Shotguns used for shooting at fast-moving clay pigeons at shooting ranges constitute a special group. Shotguns designed for trapshooting have barrels 75 to 82 cm long, special chokes that make it possible to hit targets at distances up to 50 m, broad, ventilated ribs on the barrels, heavy stocks and fore-end grips with special projections for the hand and cheek, and hammer-trigger mechanisms with single triggers and special safeties that prevent accidental shots. Shotguns designed for skeet are of the same design, except the barrels are 65 to 67.5 cm long and have special muzzle expansions, called bell chokes, that make it possible to hit targets at distances up to 25 m. Models MTs-11– 02, MTs-109, MTs-902, MTs-6, MTs-8, and IZh-25 are used for range shooting.

Rifles are designed for commercial and amateur hunting. They have barrel bores with rifling—grooves that run along the entire bore in a spiral. The number of grooves in the bore and the depth, width, and pitch of the grooves depend on the rifle’s purpose and the hardness of the metal from which the bullet is made. Sporting rifles usually have four to six grooves in the bore. There are various types of well-known rifles, including shtutser-type carbines and single-shot and magazine-loading rifles. The former include single- and two-barreled models, either hammerless or with external hammers, with top-break barrels in calibers from 5.2 to 15.2 mm. Single-shot and magazine-loading rifles have breach locks that slide longitudinally or vertically, may be reloaded by hand or automatically, and are available in calibers between 5.6 and 12.7 mm. Rifles with shortened (50–60 cm) barrels are called carbines. Rifles with telescopic sights allow a hunter to hit targets at distances up to 500 m. Well-known shtutser-type carbines are the MTs-7–09 and MTs-109–09, with vertically paired barrels, and the MTs-10–09, with horizontally paired barrels. Carbines include the five-shot Bars and Los’ models and the Medved’ carbine (four or five shots with automatic reloading).
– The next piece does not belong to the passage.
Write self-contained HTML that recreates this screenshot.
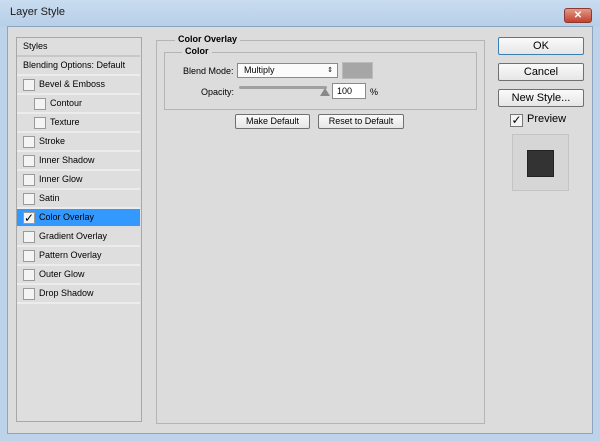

Combination guns are used for commercial and amateur hunting. Models with one rifled and one shotgun barrel or with one rifled and two shotgun barrels are common. These guns have attachments for mounting telescopic sights that make it possible to fire a bullet at distances up to 300 m. Single- and two-barrel smoothbore models designed to fire both shot and slugs and having rifled chokes also belong to this category. Common combination models are the IZh-56–3 Belka with a 5.6-mm rifled top barrel and a 28-gauge rifled lower barrel for shot and the three-barreled MTs-30–09 with two 12-gauge top barrels and a 9-mm rifled lower barrel. In such guns, the top barrels may be situated side by side and designed to take rifled 9-mm shells, and the lower barrel may have a smooth bore designed to take 12-gauge shells.

Each factory puts its own factory and testing marks on the breech and barrel pads, the receiver, the barrel catches, and other metal parts. Soviet guns usually show the year of initial production, for example, 1925 po 1928 (1925 through 1928), s 1928 (from 1928), or just 1945, the factory mark, the year of manufacture and serial number, the caliber and chamber length—for example, “K 16 X 70” means 16 gauge and a chamber length of 70 mm—the diameter of the chamber and barrels (in millimeters), the type of choke, for example, chok (full choke), p-chok (modified choke), or tsil (straight cylinder), testing for firing smokeless powder (with the inscription nitro), and the type of casing for the shells, for example, bum (paper). If the gun has been tested for strength, this is indicated by the letter “u” inside a small circle or trapezium, and pattern testing is indicated by the letter “k” in a small circle. On foreign guns, the factory marks include an indication of the grade of steel and the company insignia.

REFERENCES

Buturlin, S. A. Drobovoe ruzh’e istrel’ba iz nego, 8th ed. Moscow-Leningrad, 1937.
Markevich, V. E. Ruchnoe ognestrel’noe oruzhie, vol. 1. Leningrad, 1937.
Markevich, V. E. Dolgovechnost’ okhotnich’ego ruzh’ia. Moscow, 1956.
Tolstopiat, A. I. Okhotnich’i ruzh’ia i boepripasy k nim, 2nd ed. Moscow, 1954.
V pomoshch’ okhotniku. Moscow, 1940.
Spravochnik okhotnika. Moscow, 1964.
Osnovy sportivnoi okhoty. Moscow, 1970.
Sportivno-okhotnich’e oruzhie i patrony [Katalog.] Moscow, 1965.
Kreitser, B. A. Strel’ba na transheinom stende, 2nd ed. Moscow, 1967.